Thursday, August 28, 2014

Day 3 #100 TerribleDays Challenge

So todays challenge was a little different. I did a lot of open voluntary stuttering with customers, Ive always felt a fondness for voluntary stuttering (after I got over the hump of needing to be fluent) and as I use it more I realize how much I really do like it. It just puts it out there. When my first words come out, with easy stuttering, people get it. I can see their minds process, oh she stutters, ok, and then we go on with the task at hand. I like this type of non-verbal communication. So anyway, my challenge today was to walk up to a customer and ask her where she had gotten her hair done. I liked her hair, and I want to do something different to mines when I travel in September, so that I don't have to do too much to it.
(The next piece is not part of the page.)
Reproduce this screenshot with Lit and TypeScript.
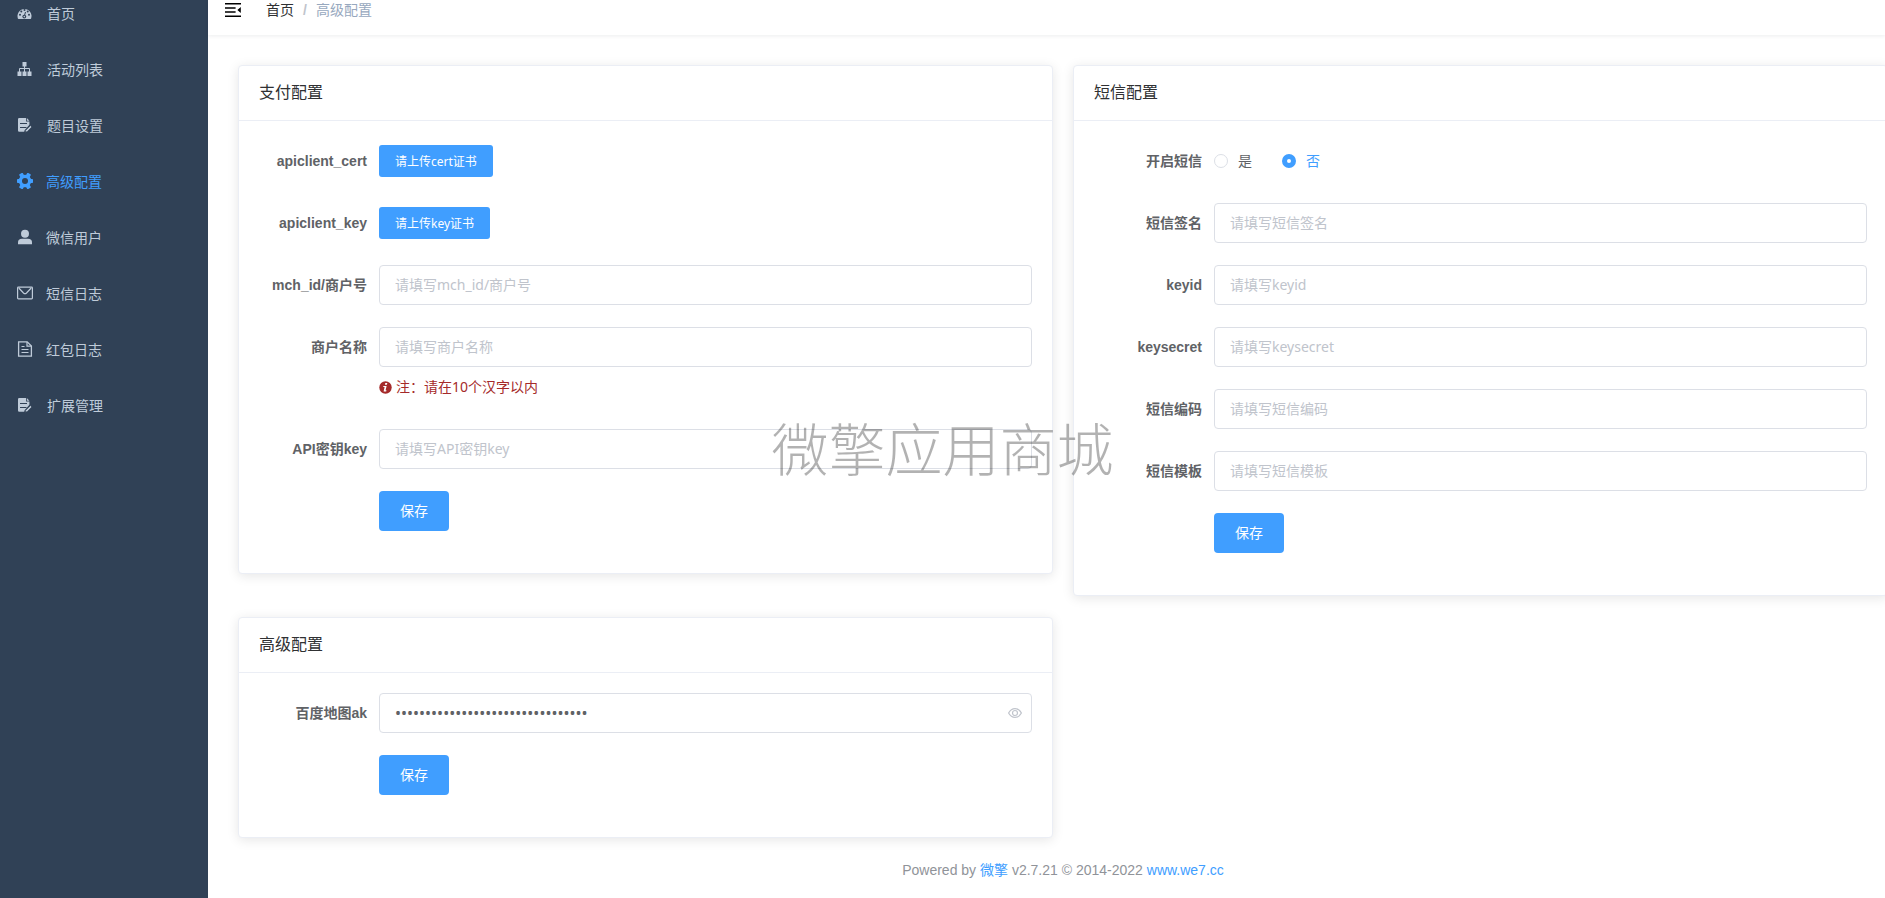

I walked up to this beautiful tall woman, and immediately felt the struggle. I struggled. I struggled through out the entire conversation which ended up being about 30 minutes long because we then began talking about a slew of other things. But I did it. And I did get a few easy stutters in there, but the urge to fight the stutter is just the universe letting me know that I still have work to do. No problem. I have 97 more days of this so Im up for the challenge. But the woman also said that, the effort that it took for me to walk up to her and tell her that I liked her hair, really touched her heart. And she knew that it really wasn't about her hair but about my heart. People really do see the real you when you allow it to shine though. So, today was a success.